- Location: Cass County, Michigan
- Nearest city: Dowagiac
- Coordinates: 42°00′33″N 85°58′16″W﻿ / ﻿42.0091°N 85.9712°W
- Area: 40 acres (16 ha)

U.S. National Natural Landmark
- Designated: 1976

= Newton Woods =

Parcel of oak-hickory forest in Cass County, Michigan

Newton Woods is a 40 acre parcel of oak-hickory forest located in Cass County within the U.S. state of Michigan. The Newton tract was listed, in 1976 by the United States Department of the Interior, as a National Natural Landmark.

The woods are located within the 580 acre Fred Russ Forest Experiment Station, a Michigan State University (MSU) research forest and Cass County park. The Russ Forest and Park lie where the east–west Marcellus Highway crosses Dowagiac Creek, 8 mi east of Dowagiac.

==Ecology==
Newton Woods is classified by MSU as a "virtually undisturbed, mature oak-hickory forest."
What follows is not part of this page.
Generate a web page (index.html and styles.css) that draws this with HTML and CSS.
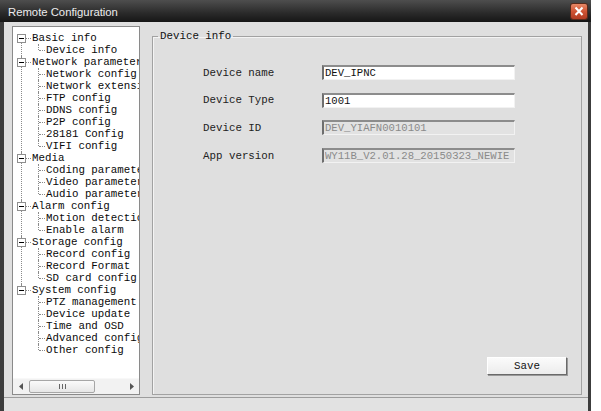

In addition, the larger Fred Russ Forest and Park are noted for their black walnuts and tulip trees. One of the tulip trees has been identified as the largest tree of this type in Michigan, and is claimed to be 180 ft tall.

==History==
Adjacent to the Fred Russ Forest and Park on the east is the site of the now-vanished hamlet of Volinia or Volina, which existed from 1834 until 1902. The hamlet was located where the Marcellus Highway crosses Gards Prairie Road.

The Newton Woods are named after George Newton, who represented Volinia and neighboring communities in the Michigan General Assembly. Newton's Victorian mansion (George Newton House) survives on the Marcellus Highway near the woods, and was named as a registered Michigan historic site in 1974 as Registered Site LO367. A historic marker was erected.